Because you have made the Lord, who is my refuge, even the Most High, your dwelling place, no evil shall befall you, nor shall any plague come near your dwelling (Ps. 91:9-10)
We’ve all known Christians who’ve suffered — and we’ve probably been a suffering Christian. Clearly, this isn’t a promise for complete physical protection for every follower of God. It is a promise, though, that God won’t let anything happen to us that can’t work out for good (Rom. 8:28).
We have to constantly work on developing a close relationship with God, and learning to follow Him the way He commands. That’s what’s important — not trying to figure out when He’s returning or if we’ll be raptured or where the place of safety might be.
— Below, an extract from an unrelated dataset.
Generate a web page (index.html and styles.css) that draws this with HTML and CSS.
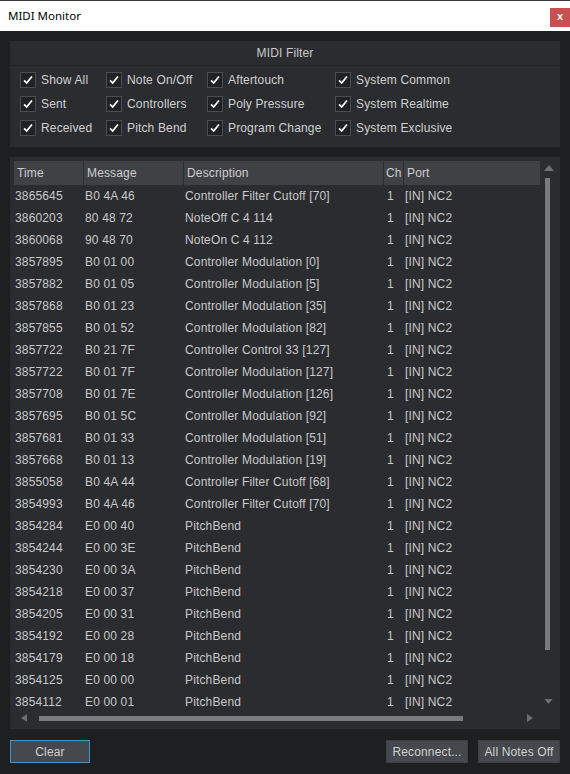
FILE: index.html
```html
<!DOCTYPE html>
<html>
<head>
<meta charset="utf-8">
<link rel="stylesheet" href="styles.css">
</head>
<body>
<div class="titlebar">
  <span class="title">MIDI Monitor</span>
  <span class="close">x</span>
</div>
<div class="content">
  <div class="filter">
    <div class="filter-head">MIDI Filter</div>
    <div class="filter-grid">
      <label class="cb"><span class="box"><svg viewBox="0 0 16 16"><path d="M3.5 8.5 L6.5 11.5 L12.5 4" /></svg></span>Show All</label>
      <label class="cb"><span class="box"><svg viewBox="0 0 16 16"><path d="M3.5 8.5 L6.5 11.5 L12.5 4" /></svg></span>Note On/Off</label>
      <label class="cb"><span class="box"><svg viewBox="0 0 16 16"><path d="M3.5 8.5 L6.5 11.5 L12.5 4" /></svg></span>Aftertouch</label>
      <label class="cb"><span class="box"><svg viewBox="0 0 16 16"><path d="M3.5 8.5 L6.5 11.5 L12.5 4" /></svg></span>System Common</label>
      <label class="cb"><span class="box"><svg viewBox="0 0 16 16"><path d="M3.5 8.5 L6.5 11.5 L12.5 4" /></svg></span>Sent</label>
      <label class="cb"><span class="box"><svg viewBox="0 0 16 16"><path d="M3.5 8.5 L6.5 11.5 L12.5 4" /></svg></span>Controllers</label>
      <label class="cb"><span class="box"><svg viewBox="0 0 16 16"><path d="M3.5 8.5 L6.5 11.5 L12.5 4" /></svg></span>Poly Pressure</label>
      <label class="cb"><span class="box"><svg viewBox="0 0 16 16"><path d="M3.5 8.5 L6.5 11.5 L12.5 4" /></svg></span>System Realtime</label>
      <label class="cb"><span class="box"><svg viewBox="0 0 16 16"><path d="M3.5 8.5 L6.5 11.5 L12.5 4" /></svg></span>Received</label>
      <label class="cb"><span class="box"><svg viewBox="0 0 16 16"><path d="M3.5 8.5 L6.5 11.5 L12.5 4" /></svg></span>Pitch Bend</label>
      <label class="cb"><span class="box"><svg viewBox="0 0 16 16"><path d="M3.5 8.5 L6.5 11.5 L12.5 4" /></svg></span>Program Change</label>
      <label class="cb"><span class="box"><svg viewBox="0 0 16 16"><path d="M3.5 8.5 L6.5 11.5 L12.5 4" /></svg></span>System Exclusive</label>
    </div>
  </div>

  <div class="log">
    <div class="log-main">
      <div class="table">
        <div class="thead">
          <div class="th">Time</div>
          <div class="th">Message</div>
          <div class="th">Description</div>
          <div class="th ch">Ch</div>
          <div class="th last">Port</div>
        </div>
        <div class="tbody" id="tbody">
          <div class="tr"><span>3865645</span><span>B0 4A 46</span><span>Controller Filter Cutoff [70]</span><span>1</span><span>[IN] NC2</span></div>
          <div class="tr"><span>3860203</span><span>80 48 72</span><span>NoteOff C 4 114</span><span>1</span><span>[IN] NC2</span></div>
          <div class="tr"><span>3860068</span><span>90 48 70</span><span>NoteOn C 4 112</span><span>1</span><span>[IN] NC2</span></div>
          <div class="tr"><span>3857895</span><span>B0 01 00</span><span>Controller Modulation [0]</span><span>1</span><span>[IN] NC2</span></div>
          <div class="tr"><span>3857882</span><span>B0 01 05</span><span>Controller Modulation [5]</span><span>1</span><span>[IN] NC2</span></div>
          <div class="tr"><span>3857868</span><span>B0 01 23</span><span>Controller Modulation [35]</span><span>1</span><span>[IN] NC2</span></div>
          <div class="tr"><span>3857855</span><span>B0 01 52</span><span>Controller Modulation [82]</span><span>1</span><span>[IN] NC2</span></div>
          <div class="tr"><span>3857722</span><span>B0 21 7F</span><span>Controller Control 33 [127]</span><span>1</span><span>[IN] NC2</span></div>
          <div class="tr"><span>3857722</span><span>B0 01 7F</span><span>Controller Modulation [127]</span><span>1</span><span>[IN] NC2</span></div>
          <div class="tr"><span>3857708</span><span>B0 01 7E</span><span>Controller Modulation [126]</span><span>1</span><span>[IN] NC2</span></div>
          <div class="tr"><span>3857695</span><span>B0 01 5C</span><span>Controller Modulation [92]</span><span>1</span><span>[IN] NC2</span></div>
          <div class="tr"><span>3857681</span><span>B0 01 33</span><span>Controller Modulation [51]</span><span>1</span><span>[IN] NC2</span></div>
          <div class="tr"><span>3857668</span><span>B0 01 13</span><span>Controller Modulation [19]</span><span>1</span><span>[IN] NC2</span></div>
          <div class="tr"><span>3855058</span><span>B0 4A 44</span><span>Controller Filter Cutoff [68]</span><span>1</span><span>[IN] NC2</span></div>
          <div class="tr"><span>3854993</span><span>B0 4A 46</span><span>Controller Filter Cutoff [70]</span><span>1</span><span>[IN] NC2</span></div>
          <div class="tr"><span>3854284</span><span>E0 00 40</span><span>PitchBend</span><span>1</span><span>[IN] NC2</span></div>
          <div class="tr"><span>3854244</span><span>E0 00 3E</span><span>PitchBend</span><span>1</span><span>[IN] NC2</span></div>
          <div class="tr"><span>3854230</span><span>E0 00 3A</span><span>PitchBend</span><span>1</span><span>[IN] NC2</span></div>
          <div class="tr"><span>3854218</span><span>E0 00 37</span><span>PitchBend</span><span>1</span><span>[IN] NC2</span></div>
          <div class="tr"><span>3854205</span><span>E0 00 31</span><span>PitchBend</span><span>1</span><span>[IN] NC2</span></div>
          <div class="tr"><span>3854192</span><span>E0 00 28</span><span>PitchBend</span><span>1</span><span>[IN] NC2</span></div>
          <div class="tr"><span>3854179</span><span>E0 00 18</span><span>PitchBend</span><span>1</span><span>[IN] NC2</span></div>
          <div class="tr"><span>3854125</span><span>E0 00 00</span><span>PitchBend</span><span>1</span><span>[IN] NC2</span></div>
          <div class="tr"><span>3854112</span><span>E0 00 01</span><span>PitchBend</span><span>1</span><span>[IN] NC2</span></div>
        </div>
      </div>
      <div class="vscroll">
        <svg class="arr-up" viewBox="0 0 10 6"><path d="M5 0 L10 6 L0 6 Z"/></svg>
        <div class="vthumb"></div>
        <svg class="arr-down" viewBox="0 0 10 6"><path d="M0 0 L10 0 L5 6 Z"/></svg>
      </div>
    </div>
    <div class="hscroll">
      <svg class="arr-left" viewBox="0 0 6 8"><path d="M6 0 L6 8 L0 4 Z"/></svg>
      <div class="htrack"><div class="hthumb"></div></div>
      <svg class="arr-right" viewBox="0 0 6 8"><path d="M0 0 L6 4 L0 8 Z"/></svg>
    </div>
  </div>

  <div class="buttons">
    <button class="btn focus">Clear</button>
    <div class="spacer"></div>
    <button class="btn reconnect">Reconnect...</button>
    <button class="btn notes">All Notes Off</button>
  </div>
</div>
</body>
</html>
```

FILE: styles.css
```css
html, body {
  margin: 0;
  padding: 0;
}
body {
  width: 570px;
  height: 774px;
  background: #1e1f21;
  font-family: "Liberation Sans", Arial, sans-serif;
  font-size: 12px;
  letter-spacing: 0.15px;
  color: #c8c9cb;
  overflow: hidden;
}

.titlebar {
  height: 31px;
  background: #ffffff;
  border-top: 1px solid #3a3a3a;
  box-sizing: border-box;
  display: flex;
  align-items: flex-start;
  justify-content: space-between;
  letter-spacing: 0;
}
.title {
  font-family: "Noto Sans", "Open Sans", sans-serif;
  font-size: 11.5px;
  color: #000;
  margin: 7px 0 0 8px;
}
.close {
  width: 20px;
  height: 19px;
  margin-top: 7px;
  background: #c75050;
  color: #fff;
  font-family: "Liberation Sans", Arial, sans-serif;
  font-weight: bold;
  font-size: 11px;
  line-height: 17px;
  text-align: center;
}

.content {
  padding: 0 10px;
}

.filter {
  margin-top: 10px;
  height: 106px;
  background: #2b2c2f;
  box-sizing: border-box;
}
.filter-head {
  height: 24px;
  line-height: 24px;
  text-align: center;
  border-bottom: 1px solid #232427;
  color: #c8c9cb;
}
.filter-grid {
  display: grid;
  grid-template-columns: 86px 101px 128px 1fr;
  row-gap: 8px;
  padding: 6px 0 0 10px;
}
.cb {
  display: flex;
  align-items: center;
  gap: 5px;
  height: 16px;
  white-space: nowrap;
  color: #cfd0d2;
}
.box {
  width: 16px;
  height: 16px;
  box-sizing: border-box;
  border: 1px solid #4c4d51;
  background: #212225;
  display: block;
}
.box svg {
  width: 14px;
  height: 14px;
  display: block;
}
.box path {
  fill: none;
  stroke: #ffffff;
  stroke-width: 2;
}

.log {
  margin-top: 10px;
  height: 572px;
  background: #2b2c2f;
  box-sizing: border-box;
  padding: 4px 4px 0 4px;
}
.log-main {
  display: flex;
  height: 552px;
}
.table {
  width: 526px;
}
.thead {
  display: grid;
  grid-template-columns: 70px 100px 200px 20px 136px;
  height: 24px;
  background: #404145;
}
.th {
  line-height: 24px;
  padding-left: 3px;
  border-right: 1px solid #2c2d30;
  color: #cdced0;
  white-space: nowrap;
  overflow: hidden;
}
.th.ch {
  padding-left: 2px;
}
.th.last {
  border-right: none;
}
.tr {
  display: grid;
  grid-template-columns: 70px 100px 200px 20px 136px;
  height: 22px;
  line-height: 22px;
}
.tr span {
  padding-left: 1px;
  white-space: nowrap;
  overflow: hidden;
}
.tr span:nth-child(4) {
  padding-left: 3px;
}

.vscroll {
  width: 16px;
  display: flex;
  flex-direction: column;
  align-items: center;
}
.arr-up {
  width: 10px;
  height: 6px;
  margin-top: 4px;
  margin-left: 1px;
  fill: #707174;
}
.vthumb {
  width: 5px;
  height: 472px;
  margin-top: 7px;
  background: #797a7c;
  margin-left: -2px;
}
.arr-down {
  width: 9px;
  height: 5px;
  margin-top: 49px;
  margin-left: 1px;
  fill: #6c6d70;
}

.hscroll {
  height: 16px;
  display: flex;
  align-items: flex-start;
}
.arr-left {
  width: 6px;
  height: 8px;
  margin: 1px 0 0 7px;
  fill: #6c6d70;
}
.htrack {
  margin: 3px 0 0 12px;
  width: 424px;
  height: 5px;
  background: #797a7c;
}
.arr-right {
  width: 6px;
  height: 8px;
  margin: 1px 0 0 64px;
  fill: #6c6d70;
}

.buttons {
  display: flex;
  margin-top: 11px;
  gap: 10px;
}
.spacer {
  flex: 1;
}
.btn {
  height: 23px;
  box-sizing: border-box;
  background: #45484c;
  border: 1px solid #3e4044;
  color: #cfd0d2;
  font-family: "Liberation Sans", Arial, sans-serif;
  font-size: 12px;
  letter-spacing: 0.15px;
  padding: 0;
  margin: 0;
}
.btn.focus {
  width: 80px;
  border-color: #3b95d6;
}
.btn.reconnect {
  width: 82px;
}
.btn.notes {
  width: 82px;
}
```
God is our focus, and if we keep our eyes on Him He will work things out.
Watch therefore, for you do not know what hour your Lord is coming. But know this, that if the master of the house had known what hour the thief would come, he would have watched and not allowed his house to be broken into. Therefore you also be ready, for the Son of Man is coming at an hour you do not expect. (Matt 24:42-44)
If we knew exactly when and how God’s plan would unfold, there’d be little need for trust or faith as the “evidence of things not seen” (Heb. 11:1). We could have everything planned out and controlled and feel assured in our own efforts. but that’s not what God wants. He wants to see what we’ll do when we have to rely on Him completely.
Who then is a faithful and wise servant, whom his master made ruler over his household, to give them food in due season? Blessed is that servant whom his master, when he comes, will find so doing. Assuredly, I say to you that he will make him ruler over all his goods. But if that evil servant says in his heart, ‘My master is delaying his coming,’ and begins to beat his fellow servants, and to eat and drink with the drunkards, the master of that servant will come on a day when he is not looking for him and at an hour that he is not aware of, and will cut him in two and appoint him his portion with the hypocrites. There shall be weeping and gnashing of teeth. (Matt. 24:45-51)
There has been far too much smiting of fellow servants in the churches by people who don’t live like they could find themselves face-to-face with Jesus at any moment. We can’t let our faith slip because we think we have time or that we’ll get a warning. I’ve lost far too many friends to sudden, unexpected causes of death to think there are guarantees in this life.
God doesn’t call us to a life of comfort. He does promise He’ll never leave us and that, if we stay faithful, we will triumph with His son at the end. He doesn’t give us all the answers, but He gives us the only one we need. Grow closer to Him, stay vigilant, and trust Him as your place of safety.